A common evolution, fiduciary management, at least as a bundled model, will probably cease to be as popular as it is at the moment. There will still be demand for certain aspects of fiduciary management, just like there will still be demand for knowledge-intensive investment products, but individual modules will become much more transparent in terms of cost and hence fees. There are some early examples of this unbundling playing out in the Dutch pension market. In recent years several fiduciary mandates have been split into modules like strategic advisory, trustee support, manager selection and monitoring, and investment management. 

The most recent and possibly highest profile example is the Dutch fund for general practitioners wanting to split the existing fiduciary mandate managed by PGGM into a manager selection and monitoring mandate on the one hand and an investment management mandate on the other.

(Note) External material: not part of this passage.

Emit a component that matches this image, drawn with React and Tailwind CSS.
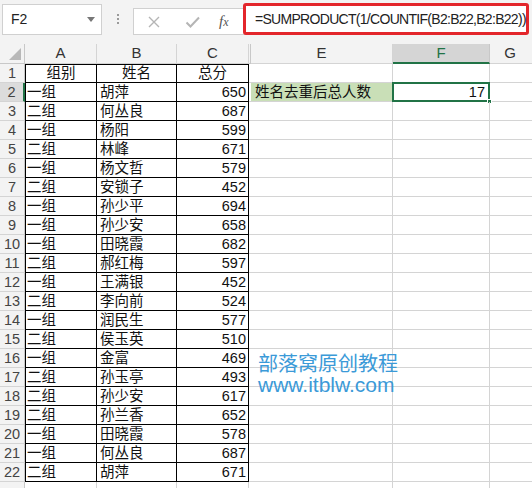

For investment managers and consultants there is no point resisting the inevitable. The survivors of the future will embrace pension fund consolidation. The existing business model is going to be challenged no matter what so it will be better to be prepared rather than taken by surprise. ‘Eat or be eaten’ is the reality in many sectors of the economy and this is going to become a reality in the asset management and consulting industries as well. The best approach will be to think about how to develop partnerships with clients that work for both parties. Relationships will become more equal, with pension funds providing the necessary long-term capital and distribution in return for a share in both revenues generated by investments and dividends and other value accruing to their owners. 

In all this, it will become more and more important that providers bring real value to the table. In the new world, managers and consultants will no longer get away with mediocrity. Pension funds will be run as a professional business and demand professional external services. If not, it will be only too easy to take activities in-house and put even more pressure on providers.